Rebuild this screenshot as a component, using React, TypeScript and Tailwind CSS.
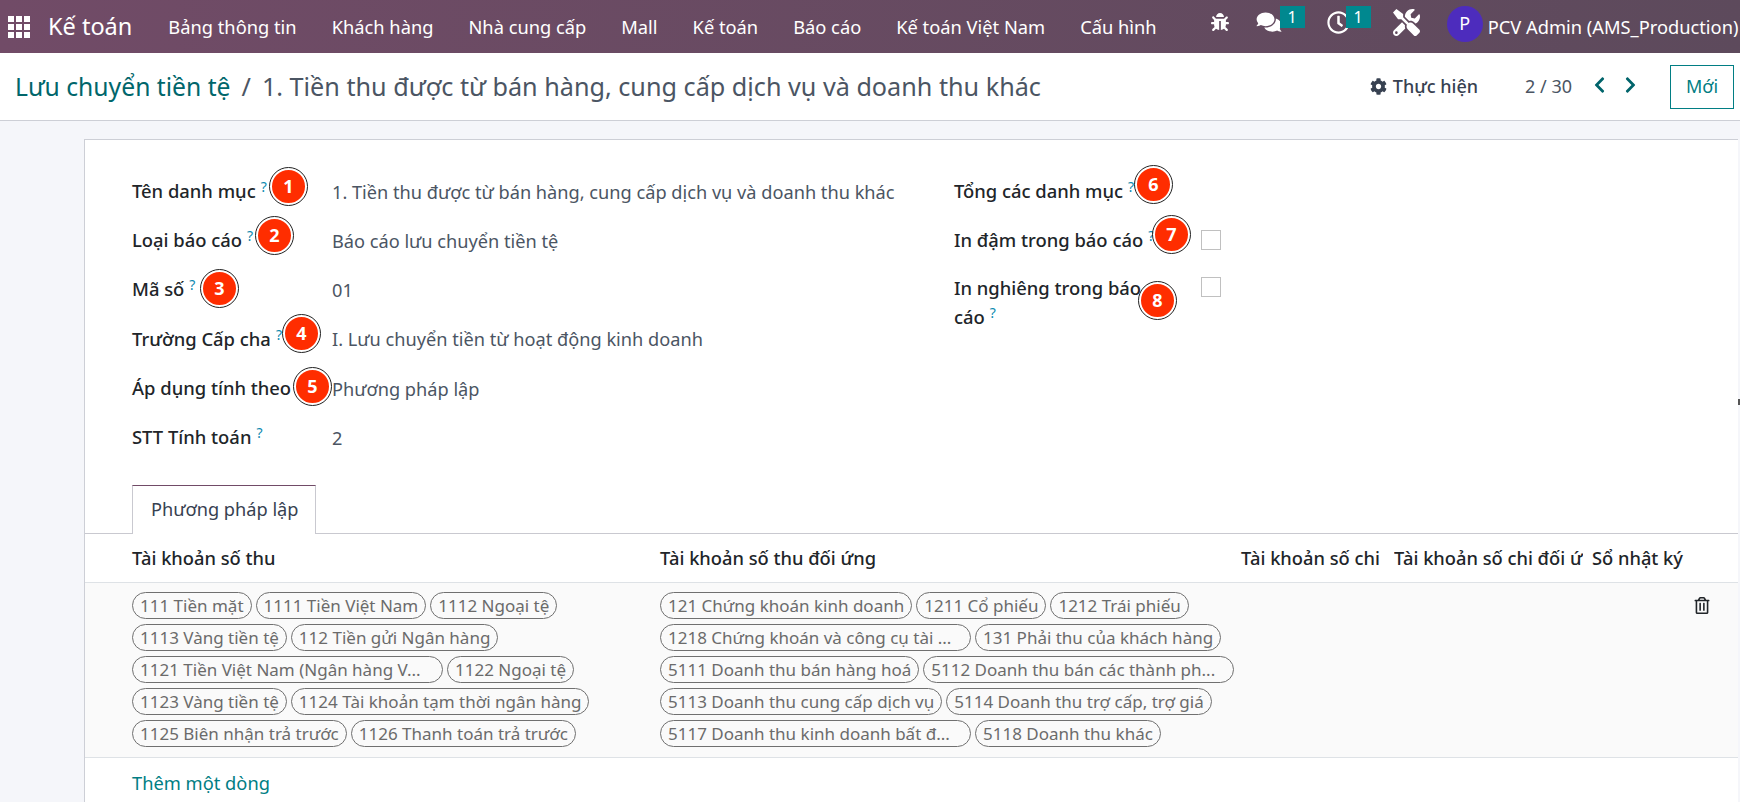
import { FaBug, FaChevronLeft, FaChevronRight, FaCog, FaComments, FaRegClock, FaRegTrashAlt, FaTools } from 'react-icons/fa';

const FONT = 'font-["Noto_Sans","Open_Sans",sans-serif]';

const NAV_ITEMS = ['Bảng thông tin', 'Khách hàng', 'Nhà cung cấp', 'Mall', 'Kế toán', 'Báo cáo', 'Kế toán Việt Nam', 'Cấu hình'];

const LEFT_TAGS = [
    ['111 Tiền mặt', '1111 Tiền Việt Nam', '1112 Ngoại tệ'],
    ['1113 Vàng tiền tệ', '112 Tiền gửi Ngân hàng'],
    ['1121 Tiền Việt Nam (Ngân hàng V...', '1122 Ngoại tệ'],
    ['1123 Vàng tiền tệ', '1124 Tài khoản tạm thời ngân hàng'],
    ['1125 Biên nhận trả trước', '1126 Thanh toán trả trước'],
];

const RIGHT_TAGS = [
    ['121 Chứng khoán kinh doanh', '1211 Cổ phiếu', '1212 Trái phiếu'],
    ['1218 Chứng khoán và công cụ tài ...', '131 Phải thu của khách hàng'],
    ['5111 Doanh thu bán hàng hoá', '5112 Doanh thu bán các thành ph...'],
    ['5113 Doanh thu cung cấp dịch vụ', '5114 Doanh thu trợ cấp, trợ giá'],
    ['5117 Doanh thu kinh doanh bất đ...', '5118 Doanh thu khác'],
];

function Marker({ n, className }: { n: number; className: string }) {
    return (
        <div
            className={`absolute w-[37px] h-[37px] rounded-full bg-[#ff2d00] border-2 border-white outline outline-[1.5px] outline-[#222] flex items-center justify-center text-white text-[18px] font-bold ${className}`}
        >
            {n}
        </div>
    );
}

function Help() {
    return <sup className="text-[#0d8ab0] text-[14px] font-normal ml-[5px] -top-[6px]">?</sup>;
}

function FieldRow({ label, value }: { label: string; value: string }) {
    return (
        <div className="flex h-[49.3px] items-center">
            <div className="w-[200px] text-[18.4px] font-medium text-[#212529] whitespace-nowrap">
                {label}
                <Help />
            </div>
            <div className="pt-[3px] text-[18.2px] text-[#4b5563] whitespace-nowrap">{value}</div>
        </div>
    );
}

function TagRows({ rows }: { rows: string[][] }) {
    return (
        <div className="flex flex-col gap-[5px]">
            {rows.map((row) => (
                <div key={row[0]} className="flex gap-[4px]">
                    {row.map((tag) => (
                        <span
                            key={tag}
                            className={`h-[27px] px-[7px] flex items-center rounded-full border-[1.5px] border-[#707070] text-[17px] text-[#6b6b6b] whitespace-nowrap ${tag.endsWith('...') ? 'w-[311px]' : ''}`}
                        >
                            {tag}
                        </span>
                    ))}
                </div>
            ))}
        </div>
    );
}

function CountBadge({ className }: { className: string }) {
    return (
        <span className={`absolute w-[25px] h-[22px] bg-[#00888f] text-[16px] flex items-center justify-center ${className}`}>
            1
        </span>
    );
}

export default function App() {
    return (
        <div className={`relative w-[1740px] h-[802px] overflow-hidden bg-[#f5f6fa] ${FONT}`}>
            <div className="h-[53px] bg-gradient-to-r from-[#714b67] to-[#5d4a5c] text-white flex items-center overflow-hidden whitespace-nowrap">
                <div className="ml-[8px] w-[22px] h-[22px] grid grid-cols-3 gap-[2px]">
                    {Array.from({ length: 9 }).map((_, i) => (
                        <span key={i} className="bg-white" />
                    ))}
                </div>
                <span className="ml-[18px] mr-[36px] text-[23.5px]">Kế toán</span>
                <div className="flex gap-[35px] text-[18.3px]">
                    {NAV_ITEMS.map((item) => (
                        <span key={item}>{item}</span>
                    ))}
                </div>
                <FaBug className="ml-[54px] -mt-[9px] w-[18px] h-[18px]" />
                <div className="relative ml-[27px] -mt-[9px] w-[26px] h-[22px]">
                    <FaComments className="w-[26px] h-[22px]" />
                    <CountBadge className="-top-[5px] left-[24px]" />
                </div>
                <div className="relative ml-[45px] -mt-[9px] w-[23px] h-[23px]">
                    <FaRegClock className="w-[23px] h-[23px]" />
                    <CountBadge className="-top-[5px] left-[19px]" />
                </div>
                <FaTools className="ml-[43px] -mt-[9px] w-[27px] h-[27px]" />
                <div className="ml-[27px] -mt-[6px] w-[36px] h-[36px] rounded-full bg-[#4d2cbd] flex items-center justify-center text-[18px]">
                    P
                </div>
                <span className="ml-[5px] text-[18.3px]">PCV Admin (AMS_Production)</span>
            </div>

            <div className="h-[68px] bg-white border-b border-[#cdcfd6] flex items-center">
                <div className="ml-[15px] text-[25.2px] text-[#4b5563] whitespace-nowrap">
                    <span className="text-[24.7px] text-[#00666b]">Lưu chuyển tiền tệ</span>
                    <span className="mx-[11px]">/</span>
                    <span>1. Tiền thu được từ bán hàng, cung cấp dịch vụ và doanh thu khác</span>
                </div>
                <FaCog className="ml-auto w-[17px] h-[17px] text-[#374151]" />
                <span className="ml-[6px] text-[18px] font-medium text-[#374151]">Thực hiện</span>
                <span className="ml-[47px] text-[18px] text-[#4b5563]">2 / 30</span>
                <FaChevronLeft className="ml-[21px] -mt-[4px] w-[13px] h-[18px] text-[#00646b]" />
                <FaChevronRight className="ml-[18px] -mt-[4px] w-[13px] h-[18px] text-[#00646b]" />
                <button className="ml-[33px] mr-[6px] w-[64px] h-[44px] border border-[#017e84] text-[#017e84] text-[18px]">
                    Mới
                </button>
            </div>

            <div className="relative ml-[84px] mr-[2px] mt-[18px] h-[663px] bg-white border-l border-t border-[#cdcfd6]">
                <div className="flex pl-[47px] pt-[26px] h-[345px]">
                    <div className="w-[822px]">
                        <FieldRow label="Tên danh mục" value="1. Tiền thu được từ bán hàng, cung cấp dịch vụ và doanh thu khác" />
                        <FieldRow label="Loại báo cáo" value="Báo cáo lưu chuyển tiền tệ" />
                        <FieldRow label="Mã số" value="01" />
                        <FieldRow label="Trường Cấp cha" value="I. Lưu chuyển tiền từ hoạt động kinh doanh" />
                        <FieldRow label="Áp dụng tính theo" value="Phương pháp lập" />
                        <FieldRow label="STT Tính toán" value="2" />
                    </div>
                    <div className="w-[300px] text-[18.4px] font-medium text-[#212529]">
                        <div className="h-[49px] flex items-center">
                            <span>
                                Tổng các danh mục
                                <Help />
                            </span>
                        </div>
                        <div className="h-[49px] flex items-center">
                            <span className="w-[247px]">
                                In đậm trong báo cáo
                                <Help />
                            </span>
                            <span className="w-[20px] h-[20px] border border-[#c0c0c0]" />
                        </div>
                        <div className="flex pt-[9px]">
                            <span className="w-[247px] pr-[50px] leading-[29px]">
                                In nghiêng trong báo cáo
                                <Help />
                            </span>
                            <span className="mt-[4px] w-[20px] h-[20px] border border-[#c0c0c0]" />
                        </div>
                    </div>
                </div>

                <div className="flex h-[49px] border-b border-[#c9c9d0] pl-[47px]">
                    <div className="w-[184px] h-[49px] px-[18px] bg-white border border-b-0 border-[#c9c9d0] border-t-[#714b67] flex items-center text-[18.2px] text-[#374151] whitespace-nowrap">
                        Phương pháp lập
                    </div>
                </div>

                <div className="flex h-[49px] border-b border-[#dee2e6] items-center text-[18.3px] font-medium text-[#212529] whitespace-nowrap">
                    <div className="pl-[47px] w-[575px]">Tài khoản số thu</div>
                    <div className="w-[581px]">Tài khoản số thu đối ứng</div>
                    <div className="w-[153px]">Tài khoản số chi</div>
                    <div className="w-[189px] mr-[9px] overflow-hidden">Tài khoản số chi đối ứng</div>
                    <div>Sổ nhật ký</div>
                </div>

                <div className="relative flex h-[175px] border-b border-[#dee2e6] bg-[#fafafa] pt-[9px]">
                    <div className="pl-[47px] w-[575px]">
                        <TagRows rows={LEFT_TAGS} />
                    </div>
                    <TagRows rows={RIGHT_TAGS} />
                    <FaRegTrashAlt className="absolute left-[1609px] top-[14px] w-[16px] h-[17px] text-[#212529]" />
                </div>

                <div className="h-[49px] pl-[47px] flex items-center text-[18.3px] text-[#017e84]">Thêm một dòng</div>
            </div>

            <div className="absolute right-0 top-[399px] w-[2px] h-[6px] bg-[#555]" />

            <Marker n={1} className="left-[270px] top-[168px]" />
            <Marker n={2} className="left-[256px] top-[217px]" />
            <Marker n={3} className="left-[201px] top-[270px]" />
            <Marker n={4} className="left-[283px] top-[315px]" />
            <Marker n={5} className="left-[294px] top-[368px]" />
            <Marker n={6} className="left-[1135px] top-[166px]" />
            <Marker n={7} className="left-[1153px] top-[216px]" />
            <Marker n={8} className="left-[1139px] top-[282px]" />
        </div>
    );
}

┄┄┄┄┄┄┄┄┄┄┄┄┄┄┄┄┄┄┄┄

* Task: Reproduce the material above from its first line through the line containing "const NAV_ITEMS = ['Bảng", both ends included, and skip every picture.

* Task answer:
Rebuild this screenshot as a component, using React, TypeScript and Tailwind CSS.
import { FaBug, FaChevronLeft, FaChevronRight, FaCog, FaComments, FaRegClock, FaRegTrashAlt, FaTools } from 'react-icons/fa';

const FONT = 'font-["Noto_Sans","Open_Sans",sans-serif]';

const NAV_ITEMS = ['Bảng thông tin', 'Khách hàng', 'Nhà cung cấp', 'Mall', 'Kế toán', 'Báo cáo', 'Kế toán Việt Nam', 'Cấu hình'];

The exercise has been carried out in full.